Face it. It is true. That's why the CEO gets kicked out. That's why Nokia's stock has taking a serious beating. That's why profits are down as much as 40% year on year.
Much of the sales numbers of Symbian smartphones are concentrated on the low end, the 5530/5230/5800 types. Prices of phones like the E72 all went down too quickly in their introduction. New phones like the E5 and C6 are selling for well less than $300. which is less than the cheapest HTC Android phone, the Wildfire.
The problem itself is that Symbian, and Symbian^3 doesn't really differentiate much from Android, or iOS for that matter. OS is just OS. They do the same things, just in somethings are done better in others in degrees depending on the OS. Whether its touch, OS robustness, or multitasking.

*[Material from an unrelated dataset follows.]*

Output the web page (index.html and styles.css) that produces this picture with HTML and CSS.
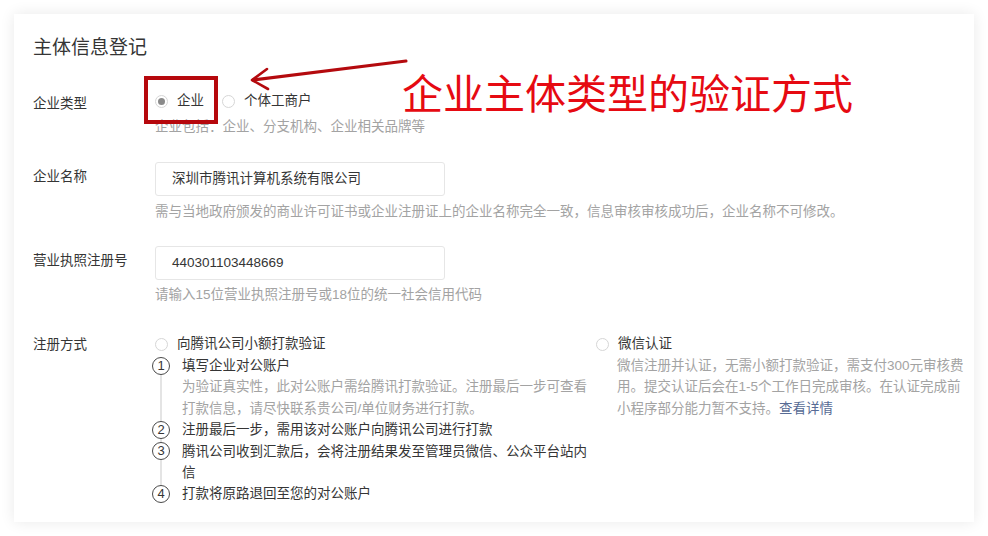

But what differentiates each other, truly differentiates each other are the services. In principle, its correct that Nokia needs to promote and sell its services. That's why Verizon is doing V-Cast, Samsung has its own app store, HTC making its own maps app---everyone wants to promote their services. The OS is nothing more than the vehicle to these services. That's why Apple pushes its iTunes, MobileMe and App Store. Now its Ping and Facetime. Its all about services now.
Does Blackberry owners actually care about the Blackberry OS? No they don't. Its a crappy OS. But its the services that are superb, the BIS, BES, BBM, the security infrastructure and so on. The core of Blackberry is services.

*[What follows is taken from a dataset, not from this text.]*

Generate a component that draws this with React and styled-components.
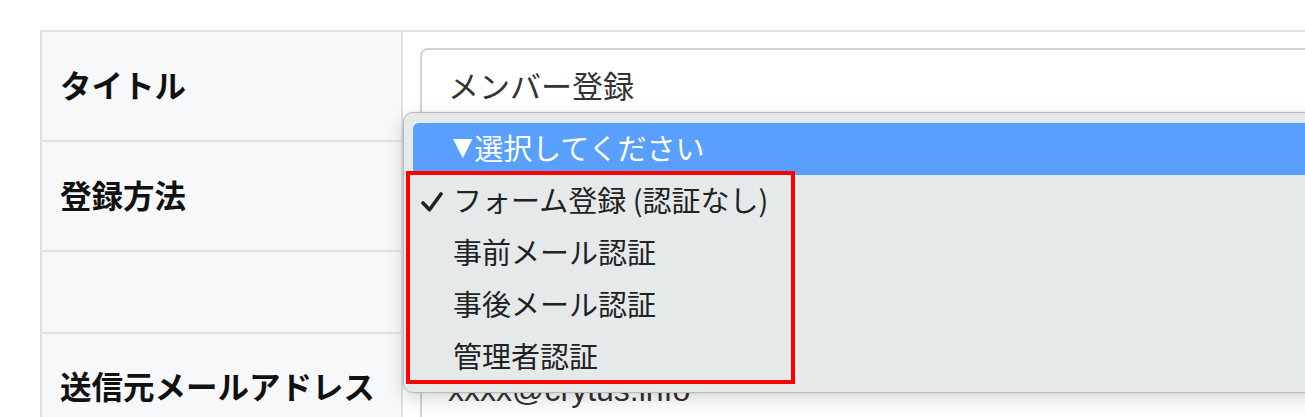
import React from 'react';
import styled, { createGlobalStyle } from 'styled-components';

const GlobalStyle = createGlobalStyle`
  html, body {
    margin: 0;
    padding: 0;
    background: #fff;
    overflow: hidden;
  }
  body {
    font-family: "Noto Sans CJK JP", "Noto Sans", sans-serif;
  }
`;

const Page = styled.div`
  position: relative;
  width: 1305px;
  height: 417px;
  padding: 30px 0 0 40px;
  box-sizing: border-box;
  overflow: hidden;
`;

const FormTable = styled.div`
  display: grid;
  grid-template-columns: 361px 1000px;
  border-top: 2px solid #dee2e6;
  border-left: 2px solid #dee2e6;
`;

const LabelCell = styled.div`
  display: flex;
  align-items: center;
  box-sizing: border-box;
  height: ${p => p.$h}px;
  padding: 0 0 4px 18px;
  background: #f7f8fa;
  border-right: 2px solid #dee2e6;
  border-bottom: 2px solid #dee2e6;
  font-size: 31.5px;
  font-weight: 700;
  color: #111;
`;

const ValueCell = styled.div`
  box-sizing: border-box;
  height: ${p => p.$h}px;
  padding: ${p => p.$top || 16}px 0 0 17px;
  background: #fff;
  border-right: 2px solid #dee2e6;
  border-bottom: 2px solid #dee2e6;
`;

const Input = styled.div`
  display: flex;
  align-items: center;
  box-sizing: border-box;
  height: 76px;
  padding: 0 0 4px 26px;
  border: 2px solid #ced4da;
  border-radius: 8px;
  background: #fff;
  font-family: ${p => (p.$latin ? '"Liberation Sans", Arial, sans-serif' : '"Noto Sans CJK JP", sans-serif')};
  font-size: ${p => (p.$latin ? 32 : 31)}px;
  color: #333;
`;

const Menu = styled.div`
  position: absolute;
  left: 403px;
  top: 112px;
  width: 1000px;
  height: 281px;
  box-sizing: border-box;
  padding: 10px 0 0 9px;
  background: #e6e9ea;
  border: 1px solid #b9bcbd;
  border-radius: 10px;
  box-shadow: 0 6px 18px rgba(0, 0, 0, 0.16), 0 0 3px rgba(0, 0, 0, 0.08);
`;

const Option = styled.div`
  position: relative;
  display: flex;
  align-items: center;
  box-sizing: border-box;
  height: 52px;
  padding: 0 0 5px 40px;
  border-radius: 6px 0 0 6px;
  background: ${p => (p.$active ? '#589ffe' : 'transparent')};
  color: ${p => (p.$active ? '#fff' : '#222')};
  font-size: 29px;
  white-space: nowrap;
`;

const Arrow = styled.span`
  font-family: "DejaVu Sans", sans-serif;
  font-size: 25px;
  margin-right: 2px;
`;

const Check = styled.svg`
  position: absolute;
  left: 8px;
  top: 17px;
`;

const Highlight = styled.div`
  position: absolute;
  left: 406px;
  top: 171px;
  width: 389px;
  height: 213px;
  box-sizing: border-box;
  border: 4px solid #ff0000;
  pointer-events: none;
`;

const options = [
  { label: 'フォーム登録 (認証なし)', checked: true },
  { label: '事前メール認証' },
  { label: '事後メール認証' },
  { label: '管理者認証' },
];

const App = () => {
  return (
    <Page>
      <GlobalStyle />
      <FormTable>
        <LabelCell $h={110}>タイトル</LabelCell>
        <ValueCell $h={110}>
          <Input>メンバー登録</Input>
        </ValueCell>

        <LabelCell $h={110}>登録方法</LabelCell>
        <ValueCell $h={110}>
          <Input />
        </ValueCell>

        <LabelCell $h={82}></LabelCell>
        <ValueCell $h={82}></ValueCell>

        <LabelCell $h={108}>送信元メールアドレス</LabelCell>
        <ValueCell $h={108} $top={20}>
          <Input $latin>xxxx@crytus.info</Input>
        </ValueCell>
      </FormTable>

      <Menu>
        <Option $active>
          <Arrow>▼</Arrow>選択してください
        </Option>
        {options.map(o => (
          <Option key={o.label}>
            {o.checked && (
              <Check width="22" height="20" viewBox="0 0 22 20">
                <path d="M2 11 L8.5 17.8 L20 2" fill="none" stroke="#222" strokeWidth="3.6" strokeLinecap="round" strokeLinejoin="round" />
              </Check>
            )}
            {o.label}
          </Option>
        ))}
      </Menu>

      <Highlight />
    </Page>
  );
};

export default App;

Microsoft has great services, which is what they're bringing into WP7. Bing Search, Hotmail, Windows Live chat, Zune, XBox Live, Exchange ActiveSync.
Why Android is rocking most of all, is because of Google services. It has done Cloud like no other. Gmail, Google Maps, Google Search, YouTube, and so on. Just about every location using app in the iPhone's vast library requires Google Maps. Mobile AdSense, Adwords and AdMob for mobile advertising that subsidizes free apps. And Google continues to expand its services, to Google Docs in mobile, to a possible Google cloud based music store.
The thing is, which is the problem, is that, Nokia's own services is trying and still trying. It has its own mail, cloud storage (not very successful), picture uploading service (not very successful too), music store (semi-successful), maps service (semi-successful), Nokia Messaging (so so) and app store (C grade). The problem is that in popular perception, not one of Nokia's services can be perceived as being better than the competition. Its not for the lack of vision---Nokia has stated the same vision many times and they are fundamentally correct about it---but its their execution that has been lacking in both speed and robustness of measure. Or maybe its just their DNA, they are a device company, they don't have the armies of developers, services and massive Cloud infrastructure like Microsoft, Apple and Google.